### Request
Using the material below, repeat exactly the lines from the one with "Give me the" through the one with "string; sub?: boolean;", ends included, without any images.

### Entries with page source code
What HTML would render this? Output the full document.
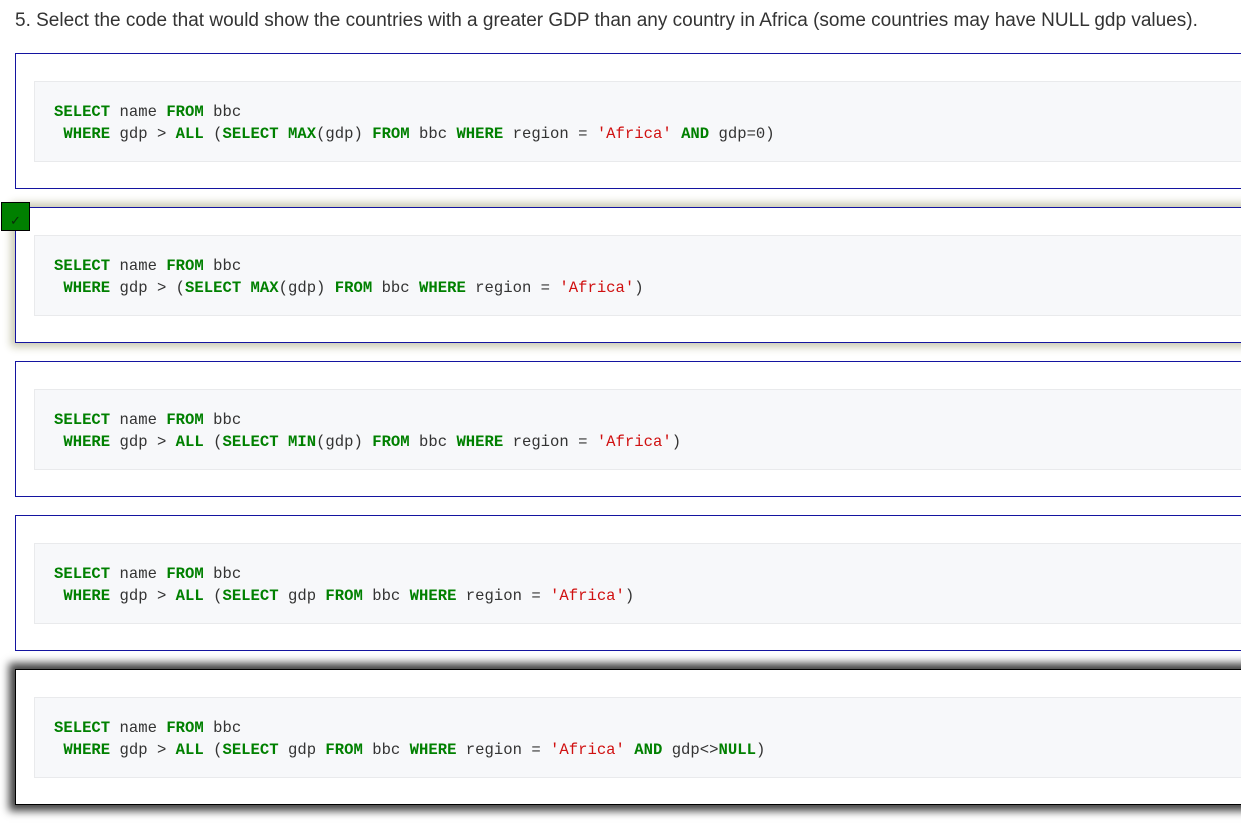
<!DOCTYPE html>
<html><head><meta charset="utf-8"><style>
body{margin:0;background:#fff;width:1241px;height:825px;overflow:hidden;position:relative;font-family:"Liberation Sans",sans-serif}
.q{position:absolute;left:15px;top:10px;font-size:19px;color:#333;white-space:nowrap}
.box{position:absolute;left:15px;width:1240px;height:134px;border:1px solid #1414a0;background:#fff}
.pre{position:absolute;left:18px;top:27px;width:1240px;height:81px;background:#f7f8fa;border:1px solid #e9eaec;box-sizing:border-box}
.code{position:absolute;left:19px;top:19px;font-family:"Liberation Mono","Noto Serif CJK SC",monospace;font-size:15.6px;line-height:22px;color:#333;white-space:pre}
.k{color:#008000;font-weight:bold}
.s{color:#d01010}
.b2{box-shadow:0 0 8px 4px #c8c8b0}
.b5{border-color:#000;box-shadow:0 0 8px 6px #444}
.chk{position:absolute;left:1px;top:202px;width:27px;height:27px;background:#008000;border:1px solid #000;color:#0a2a0a;font-size:13px;line-height:36px;text-align:center}
</style></head><body>
<div class="q">5. Select the code that would show the countries with a greater GDP than any country in Africa (some countries may have NULL gdp values).</div>

<div class="box" style="top:53px"><div class="pre"><div class="code"><span class="k">SELECT</span> name <span class="k">FROM</span> bbc
 <span class="k">WHERE</span> gdp &gt; <span class="k">ALL</span> (<span class="k">SELECT</span> <span class="k">MAX</span>(gdp) <span class="k">FROM</span> bbc <span class="k">WHERE</span> region = <span class="s">'Africa'</span> <span class="k">AND</span> gdp=0)</div></div></div>

<div class="box b2" style="top:207px"><div class="pre"><div class="code"><span class="k">SELECT</span> name <span class="k">FROM</span> bbc
 <span class="k">WHERE</span> gdp &gt; (<span class="k">SELECT</span> <span class="k">MAX</span>(gdp) <span class="k">FROM</span> bbc <span class="k">WHERE</span> region = <span class="s">'Africa'</span>)</div></div></div>
<div class="chk">✓</div>

<div class="box" style="top:361px"><div class="pre"><div class="code"><span class="k">SELECT</span> name <span class="k">FROM</span> bbc
 <span class="k">WHERE</span> gdp &gt; <span class="k">ALL</span> (<span class="k">SELECT</span> <span class="k">MIN</span>(gdp) <span class="k">FROM</span> bbc <span class="k">WHERE</span> region = <span class="s">'Africa'</span>)</div></div></div>

<div class="box" style="top:515px"><div class="pre"><div class="code"><span class="k">SELECT</span> name <span class="k">FROM</span> bbc
 <span class="k">WHERE</span> gdp &gt; <span class="k">ALL</span> (<span class="k">SELECT</span> gdp <span class="k">FROM</span> bbc <span class="k">WHERE</span> region = <span class="s">'Africa'</span>)</div></div></div>

<div class="box b5" style="top:669px"><div class="pre"><div class="code"><span class="k">SELECT</span> name <span class="k">FROM</span> bbc
 <span class="k">WHERE</span> gdp &gt; <span class="k">ALL</span> (<span class="k">SELECT</span> gdp <span class="k">FROM</span> bbc <span class="k">WHERE</span> region = <span class="s">'Africa'</span> <span class="k">AND</span> gdp&lt;&gt;<span class="k">NULL</span>)</div></div></div>
</body></html>
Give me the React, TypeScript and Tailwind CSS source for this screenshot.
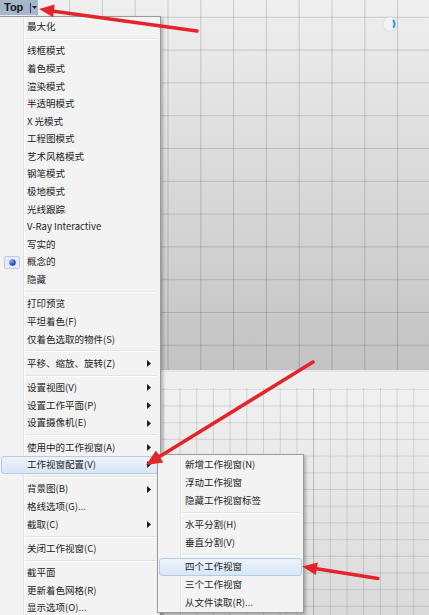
import React from "react";

type Item = { t: string; sub?: boolean; radio?: boolean; hl?: boolean } | "sep";

const mainItems: Item[] = [
  { t: "最大化" },
  "sep",
  { t: "线框模式" },
  { t: "着色模式" },
  { t: "渲染模式" },
  { t: "半透明模式" },
  { t: "X 光模式" },
  { t: "工程图模式" },
  { t: "艺术风格模式" },
  { t: "钢笔模式" },
  { t: "极地模式" },
  { t: "光线跟踪" },
  { t: "V-Ray Interactive" },
  { t: "写实的" },
  { t: "概念的", radio: true },
  { t: "隐藏" },
  "sep",
  { t: "打印预览" },
  { t: "平坦着色(F)" },
  { t: "仅着色选取的物件(S)" },
  "sep",
  { t: "平移、缩放、旋转(Z)", sub: true },
  "sep",
  { t: "设置视图(V)", sub: true },
  { t: "设置工作平面(P)", sub: true },
  { t: "设置摄像机(E)", sub: true },
  "sep",
  { t: "使用中的工作视窗(A)", sub: true },
  { t: "工作视窗配置(V)", sub: true, hl: true },
  "sep",
  { t: "背景图(B)", sub: true },
  { t: "格线选项(G)..." },
  { t: "截取(C)", sub: true },
  "sep",
  { t: "关闭工作视窗(C)" },
  "sep",
  { t: "截平面" },
  { t: "更新着色网格(R)" },
  { t: "显示选项(O)..." },
];

const subItems: Item[] = [
  { t: "新增工作视窗(N)" },
  { t: "浮动工作视窗" },
  { t: "隐藏工作视窗标签" },
  "sep",
  { t: "水平分割(H)" },
  { t: "垂直分割(V)" },
  "sep",
  { t: "四个工作视窗", hl: true },
  { t: "三个工作视窗" },
  { t: "从文件读取(R)..." },
];

function SubArrow() {
  return (
    <svg width="4" height="7" viewBox="0 0 4 7" className="shrink-0">
      <path d="M0 0 L4 3.5 L0 7 Z" fill="#1a1a1a" />
    </svg>
  );
}

function RadioMark() {
  return (
    <div className="w-[16px] h-[13px] ml-[2px] rounded-[2px] border border-[#b7cdea] bg-[#e4edf8] flex items-center justify-center">
      <svg width="7" height="7" viewBox="0 0 7 7">
        <defs>
          <radialGradient id="rg" cx="35%" cy="30%" r="70%">
            <stop offset="0%" stopColor="#9aa8f0" />
            <stop offset="60%" stopColor="#4b5fd0" />
            <stop offset="100%" stopColor="#2a3590" />
          </radialGradient>
        </defs>
        <circle cx="3.5" cy="3.5" r="3.2" fill="url(#rg)" />
      </svg>
    </div>
  );
}

function MainMenu() {
  return (
    <div className="absolute left-0 top-[16px] w-[161px] h-[620px] bg-[#f3f3f3] border border-[#9a9a9a] border-l-0 shadow-[2px_2px_3px_rgba(0,0,0,0.25)] pt-px">
      <div className="absolute left-[23px] top-0 bottom-0 w-px bg-[#e2e3e3]" />
      <div className="absolute left-[24px] top-0 bottom-0 w-px bg-[#ffffff]" />
      <div className="relative flex flex-col">
        {mainItems.map((it, i) =>
          it === "sep" ? (
            <div key={i} className="h-[6.7px] flex flex-col justify-center pl-[25px] pr-[3px]">
              <div className="h-px bg-[#e2e3e3]" />
              <div className="h-px bg-[#ffffff]" />
            </div>
          ) : (
            <div
              key={i}
              className={
                it.hl
                  ? "h-[17.6px] flex items-center mx-[1px] rounded-[3px] border border-[#b3cbe8] bg-gradient-to-b from-[#eef4fc] to-[#d8e6f6]"
                  : "h-[17.6px] flex items-center mx-[1px] border border-transparent"
              }
            >
              <div className="w-[22px] shrink-0 flex items-center">{it.radio ? <RadioMark /> : null}</div>
              <span className="ml-[3px] flex-1 text-[9.5px] leading-none text-[#1c1c1c] whitespace-nowrap">{it.t}</span>
              {it.sub ? <div className="mr-[7px]"><SubArrow /></div> : null}
            </div>
          )
        )}
      </div>
    </div>
  );
}

function SubMenu() {
  return (
    <div className="absolute left-[157px] top-[454px] w-[147px] bg-[#f3f3f3] border border-[#9a9a9a] shadow-[2px_2px_3px_rgba(0,0,0,0.25)] py-px">
      <div className="absolute left-[22px] top-0 bottom-0 w-px bg-[#e2e3e3]" />
      <div className="absolute left-[23px] top-0 bottom-0 w-px bg-[#ffffff]" />
      <div className="relative flex flex-col">
        {subItems.map((it, i) =>
          it === "sep" ? (
            <div key={i} className="h-[6.5px] flex flex-col justify-center pl-[24px] pr-[3px]">
              <div className="h-px bg-[#e2e3e3]" />
              <div className="h-px bg-[#ffffff]" />
            </div>
          ) : (
            <div
              key={i}
              className={
                it.hl
                  ? "h-[17.8px] flex items-center mx-[1px] rounded-[3px] border border-[#b3cbe8] bg-gradient-to-b from-[#eef4fc] to-[#d8e6f6]"
                  : "h-[17.8px] flex items-center mx-[1px] border border-transparent"
              }
            >
              <span className="ml-[25px] text-[9.5px] leading-none text-[#1c1c1c] whitespace-nowrap">{it.t}</span>
            </div>
          )
        )}
      </div>
    </div>
  );
}

function TopGrid() {
  const xs: number[] = [];
  for (let x = 168 - 32.8 * 5; x < 430; x += 32.8) xs.push(x);
  const ys: number[] = [];
  for (let y = 17.3; y < 370; y += 32.8) ys.push(y);
  return (
    <svg className="absolute inset-0" width="429" height="370">
      {xs.map((x, i) => (
        <line key={"x" + i} x1={x} y1={0} x2={x} y2={370} stroke="rgba(0,0,0,0.16)" strokeWidth="1" />
      ))}
      {ys.map((y, i) => (
        <line key={"y" + i} x1={0} y1={y} x2={429} y2={y} stroke="rgba(0,0,0,0.14)" strokeWidth="1" />
      ))}
    </svg>
  );
}

function BottomGrid() {
  const xs: number[] = [];
  for (let x = 163.3 - 16.7 * 9; x < 430; x += 16.7) xs.push(x);
  const ys: number[] = [];
  for (let y = 1.3; y < 230; y += 16.7) ys.push(y);
  return (
    <svg className="absolute inset-0" width="429" height="227">
      {xs.map((x, i) => (
        <line key={"x" + i} x1={x} y1={0} x2={x} y2={227} stroke={Math.abs(x - 314) < 1 ? "rgba(0,0,0,0.2)" : "rgba(0,0,0,0.12)"} strokeWidth="1" />
      ))}
      {ys.map((y, i) => (
        <line key={"y" + i} x1={0} y1={y} x2={429} y2={y} stroke="rgba(0,0,0,0.11)" strokeWidth="1" />
      ))}
    </svg>
  );
}

function Arrows() {
  const red = "#e3242b";
  return (
    <svg className="absolute inset-0 pointer-events-none" width="429" height="615">
      <line x1="197" y1="31" x2="52" y2="11" stroke={red} strokeWidth="3.5" strokeLinecap="round" />
      <polygon points="39,9 54.7,4.6 53.1,17.2" fill={red} />
      <line x1="313" y1="362" x2="158" y2="457.5" stroke={red} strokeWidth="3.5" strokeLinecap="round" />
      <polygon points="146,465 163.3,462.4 156,450.6" fill={red} />
      <line x1="378" y1="578.5" x2="315" y2="568.5" stroke={red} strokeWidth="3.5" strokeLinecap="round" />
      <polygon points="302,566.5 317.8,562.6 315.8,575" fill={red} />
    </svg>
  );
}

export default function App() {
  return (
    <div className="relative w-[429px] h-[615px] overflow-hidden flex flex-col font-['Noto_Sans_CJK_SC','Noto_Sans',sans-serif]">
      <div className="relative h-[370px] shrink-0 bg-gradient-to-b from-[#efefef] to-[#c3c3c3]">
        <TopGrid />
        <div className="absolute left-[383px] top-[17px] w-[14px] h-[14px] rounded-full bg-[#f3f3f3] shadow-[0_0_1px_rgba(0,0,0,0.25)]">
          <svg className="absolute inset-0" width="14" height="14" viewBox="0 0 14 14">
            <path d="M10.5 3.5 Q12.6 7 10.6 10.2" stroke="#229ee6" strokeWidth="2" fill="none" strokeLinecap="round" />
          </svg>
        </div>
      </div>
      <div className="h-[2px] shrink-0 bg-[#e4e4ec]" />
      <div className="h-[16px] shrink-0 bg-[#efefef]" />
      <div className="relative flex-1 bg-gradient-to-b from-[#f1f1f1] to-[#dadada]">
        <BottomGrid />
      </div>

      <div className="absolute left-0 top-0 w-[38px] h-[15px] bg-[#a4b7cb] flex items-center">
        <span className="ml-[4px] font-['Liberation_Sans',sans-serif] font-bold text-[11px] leading-none text-[#151515]">Top</span>
        <div className="ml-[7px] w-px h-[10px] bg-[#3a3a3a]" />
        <svg width="5" height="3" viewBox="0 0 5 3" className="ml-[1px]">
          <path d="M0 0 L5 0 L2.5 3 Z" fill="#222" />
        </svg>
      </div>

      <MainMenu />
      <SubMenu />
      <Arrows />
    </div>
  );
}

### Expected answer
Give me the React, TypeScript and Tailwind CSS source for this screenshot.
import React from "react";

type Item = { t: string; sub?: boolean; radio?: boolean; hl?: boolean } | "sep";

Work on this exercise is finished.